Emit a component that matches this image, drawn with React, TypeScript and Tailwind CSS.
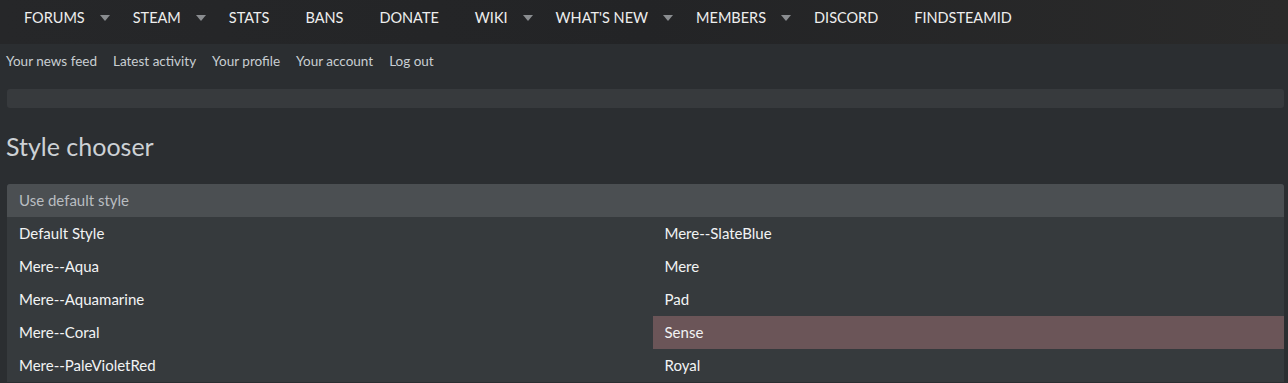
const navItems = [
  { label: "FORUMS", caret: true },
  { label: "STEAM", caret: true },
  { label: "STATS", caret: false },
  { label: "BANS", caret: false },
  { label: "DONATE", caret: false },
  { label: "WIKI", caret: true },
  { label: "WHAT'S NEW", caret: true },
  { label: "MEMBERS", caret: true },
  { label: "DISCORD", caret: false },
  { label: "FINDSTEAMID", caret: false },
];

const subLinks = [
  "Your news feed",
  "Latest activity",
  "Your profile",
  "Your account",
  "Log out",
];

const leftStyles = [
  "Default Style",
  "Mere--Aqua",
  "Mere--Aquamarine",
  "Mere--Coral",
  "Mere--PaleVioletRed",
];
const rightStyles = ["Mere--SlateBlue", "Mere", "Pad", "Sense", "Royal"];

function Caret() {
  return (
    <svg width="10" height="6" viewBox="0 0 10 6" className="ml-[15px]">
      <path d="M0 0h10L5 6z" fill="#8a8d90" />
    </svg>
  );
}

export default function App() {
  return (
    <div
      className="min-h-screen bg-[#2b2e31] text-white"
      style={{ fontFamily: "Lato, 'Open Sans', sans-serif" }}
    >
      {/* top nav */}
      <nav className="h-[44px] bg-gradient-to-r from-[#262729] via-[#232426] to-[#2a2a2a] flex items-center pl-[6px]">
        {navItems.map((item) => (
          <div
            key={item.label}
            className={`flex items-center pl-[18px] text-[14.5px] text-[#eeeeee] pb-[8px] ${
              item.caret ? "pr-[5px]" : "pr-[18px]"
            }`}
          >
            <span>{item.label}</span>
            {item.caret && <Caret />}
          </div>
        ))}
      </nav>

      {/* sub nav */}
      <div className="h-[34px] flex items-center gap-[16px] px-[6px] pt-[1px] text-[13.5px] text-[#c9ced3]">
        {subLinks.map((l) => (
          <span key={l}>{l}</span>
        ))}
      </div>

      <div className="pl-[7px] pr-[4px] pt-[11px]">
        {/* breadcrumb bar */}
        <div className="h-[19px] rounded-[3px] bg-[#373a3d]" />

        <h1 className="mt-[23px] -ml-[1px] text-[25px] leading-[30px] text-[#cdd1d5]">
          Style chooser
        </h1>

        {/* style block */}
        <div className="mt-[23px] rounded-t-[3px] overflow-hidden bg-[#363a3d]">
          <div className="h-[33px] flex items-center px-[12px] bg-[#4b4f52] text-[15px] text-[#b9bdc1]">
            Use default style
          </div>
          <div className="grid grid-cols-2">
            <div className="flex flex-col">
              {leftStyles.map((s) => (
                <div
                  key={s}
                  className="h-[33px] flex items-center px-[12px] text-[15px] text-[#f2f3f4]"
                >
                  {s}
                </div>
              ))}
            </div>
            <div className="flex flex-col pl-[7px]">
              {rightStyles.map((s) => (
                <div
                  key={s}
                  className={`h-[33px] flex items-center px-[12px] text-[15px] text-[#f2f3f4] ${
                    s === "Sense" ? "bg-[#6b5558]" : ""
                  }`}
                >
                  {s}
                </div>
              ))}
            </div>
          </div>
        </div>
      </div>
    </div>
  );
}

━━━━━━━━━━━━━━━━━━━━━━━━━━━━━━

Goal:
Replicate the material above verbatim; images stay out of the copy.

Exercise answer:
Emit a component that matches this image, drawn with React, TypeScript and Tailwind CSS.
const navItems = [
  { label: "FORUMS", caret: true },
  { label: "STEAM", caret: true },
  { label: "STATS", caret: false },
  { label: "BANS", caret: false },
  { label: "DONATE", caret: false },
  { label: "WIKI", caret: true },
  { label: "WHAT'S NEW", caret: true },
  { label: "MEMBERS", caret: true },
  { label: "DISCORD", caret: false },
  { label: "FINDSTEAMID", caret: false },
];

const subLinks = [
  "Your news feed",
  "Latest activity",
  "Your profile",
  "Your account",
  "Log out",
];

const leftStyles = [
  "Default Style",
  "Mere--Aqua",
  "Mere--Aquamarine",
  "Mere--Coral",
  "Mere--PaleVioletRed",
];
const rightStyles = ["Mere--SlateBlue", "Mere", "Pad", "Sense", "Royal"];

function Caret() {
  return (
    <svg width="10" height="6" viewBox="0 0 10 6" className="ml-[15px]">
      <path d="M0 0h10L5 6z" fill="#8a8d90" />
    </svg>
  );
}

export default function App() {
  return (
    <div
      className="min-h-screen bg-[#2b2e31] text-white"
      style={{ fontFamily: "Lato, 'Open Sans', sans-serif" }}
    >
      {/* top nav */}
      <nav className="h-[44px] bg-gradient-to-r from-[#262729] via-[#232426] to-[#2a2a2a] flex items-center pl-[6px]">
        {navItems.map((item) => (
          <div
            key={item.label}
            className={`flex items-center pl-[18px] text-[14.5px] text-[#eeeeee] pb-[8px] ${
              item.caret ? "pr-[5px]" : "pr-[18px]"
            }`}
          >
            <span>{item.label}</span>
            {item.caret && <Caret />}
          </div>
        ))}
      </nav>

      {/* sub nav */}
      <div className="h-[34px] flex items-center gap-[16px] px-[6px] pt-[1px] text-[13.5px] text-[#c9ced3]">
        {subLinks.map((l) => (
          <span key={l}>{l}</span>
        ))}
      </div>

      <div className="pl-[7px] pr-[4px] pt-[11px]">
        {/* breadcrumb bar */}
        <div className="h-[19px] rounded-[3px] bg-[#373a3d]" />

        <h1 className="mt-[23px] -ml-[1px] text-[25px] leading-[30px] text-[#cdd1d5]">
          Style chooser
        </h1>

        {/* style block */}
        <div className="mt-[23px] rounded-t-[3px] overflow-hidden bg-[#363a3d]">
          <div className="h-[33px] flex items-center px-[12px] bg-[#4b4f52] text-[15px] text-[#b9bdc1]">
            Use default style
          </div>
          <div className="grid grid-cols-2">
            <div className="flex flex-col">
              {leftStyles.map((s) => (
                <div
                  key={s}
                  className="h-[33px] flex items-center px-[12px] text-[15px] text-[#f2f3f4]"
                >
                  {s}
                </div>
              ))}
            </div>
            <div className="flex flex-col pl-[7px]">
              {rightStyles.map((s) => (
                <div
                  key={s}
                  className={`h-[33px] flex items-center px-[12px] text-[15px] text-[#f2f3f4] ${
                    s === "Sense" ? "bg-[#6b5558]" : ""
                  }`}
                >
                  {s}
                </div>
              ))}
            </div>
          </div>
        </div>
      </div>
    </div>
  );
}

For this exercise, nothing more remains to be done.